Although the student’s held solidarity marches within the campus, the crises escalated when the Police used live-ammunition to quell the marches. This led to serious injuries and death. In the public domain, frayed nerves were exacerbated by Professor Abdullahi’s statement of “no regrets inviting the police … only four died,” and justified by Police Commissioner Nuhu Aliyu’s as the “law authorised them [police] to shoot.” These obtuse responses were described by the Daily Times of May 28, 1986, as “display of heartlessness and nonchalance of Ango Abdullahi over human lives;” and by the New Nigerian of May 30, 1986 described as “fascist-like rationalization of the ABU killings.” The lackadaisical handling of the crisis by the Babangida government, which refused to react to the violence for three days, coupled with the popular disenchantment with government’s anti-working peoples’ programme of Structural Adjustment made the nation bristle with contempt and anger for the regime and the ABU administration.
NANS warned Nigerians “that fascism is already on the agenda in Nigeria” and directed its members to mobilise students, including secondary and primary children, to solidarise with ABU students. The Students’ Union of University of Lagos called on “all mass democratic organisations to show the present regime the way out.” Students marched within and outside their campuses, held night vigils in their schools, destroyed campus police posts, barricaded major roads, burned government vehicles and disrupted government activities and carried coffins, crying, wailing and shouting “We want to die” and “Police kill us”! Students of the University of Ife burned down a police station, went to Ife Prison Yard and “liberated” 218 in-mates, before setting it ablaze. Kaduna Polytechnic students burned down a 42-block police flats barrack. Placards carried by demonstrators read: “We dey Read, Dem dey Kill”; “We dey Born, Dem dey Kill”; “Zaria Killing is a Coup Against Our Generation”; “Students Today, Who Next” “Nigeria in South Africa”; “One Cause, One Class, One Struggle”; etcetera. In response, Governments, closed schools, especially tertiary educational institutions.
Journalists were equally enraged and observed that, despite the accusation of youthful exuberance and “infantile” radicalism against the students, they have never carried arms against constituted authorities; and that those raped and killed were not engaged in demonstrations. The Police had driven them out of their hostels and classrooms and they became casualties. “Whoever authorized the shooting”, The Guardian of May 29, 1986 editorialised, “should be held responsible. His is not an act of a patriot, or lover of law and order, but of someone who seems to prefer anarchy to order…” The Daily Times of May 27, 1986, wrote that the unguarded actions of the overzealous police tarnished “the good image of this government. For there is no fundamental human right more valid than the right to life.” Renowned journalist, Ray Ekpu, argued that the “popular criticism against youth is lack of restraint, but adults can be guilty of it and, there can be no justifiable reasons why armed policemen can be permitted to shoot at unarmed students with live bullets … Law and order cannot be the semantic equivalent of terrorism, the same kind of terrorism that made Soweto and Sharpeville dark chapters of South African history.”
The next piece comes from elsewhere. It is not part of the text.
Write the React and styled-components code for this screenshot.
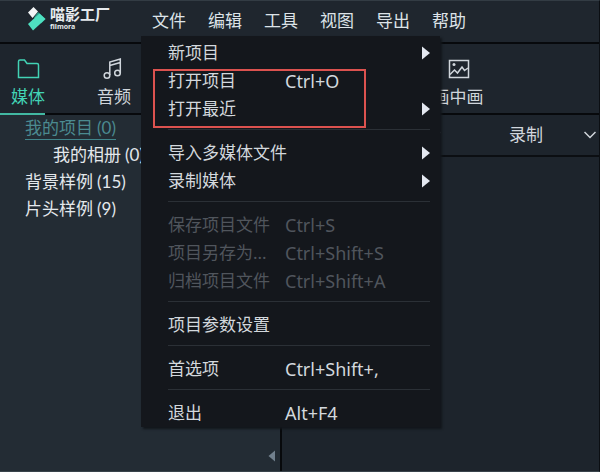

The crisis equally provoked a national confrontation between the government and the Nigeria Labour Congress (NLC), led by Ali Chiroma. NLC refused to collaborate with the government’s Abisoye Panel, charged with investigating the ABU crisis, positing that it was not representational and democratic. It resolved to hold a “National Day of Mourning” on June 4, 1986, to be observed by peaceful marches nation-wide in solidarity with Nigerian students. Government aborted the march, in Chiroma’s words, by mobilising the entire security forces, declaring “an all-out war, by land, sea and air against unarmed workers, more serious than even the shoot-at-sight order.”
The defunct New Nigerian newspaper of May 30, 1986, described the confrontations as “a season of madness.” NANS, NLC and ASUU, however, saw it as a “season of solidarity”.
The lesson to be learnt from Ango-Must-Go and subsequent such confrontations therefrom are countless. Fundamentally, any government interested in constructing a united, developed, progressive and prosperous nation must start with education. No nation has ever developed more than that its educational institutions, as they are centre of excellence. Students, besides, are a microcosm and an organic composition of society. They are the seeds and flowers of today and the fruits of tomorrow. How they are educated and treated in schools have the potentials to make or mar the nation. Therefore, when students are shot, injured, raped and killed, so is the nation shot, injured, raped and killed. Humiliate and destroy the campuses, so is the nation humiliated and destroyed.
The military juntas of Obasanjo, Buhari, Babangida and Abacha subverted academic freedom, destroyed campus autonomy and shattered educational institutions. In so doing, they underdeveloped Nigeria politically, economically and culturally. The 1986 crisis was a resistance against military destruction of education and a cry for democracy, development and justice. If the current democracy is to grow and blossom, the historical injustices committed against education must be addressed, with the goal of, at least, returning the schools to what they were in the 1960s and 1970s.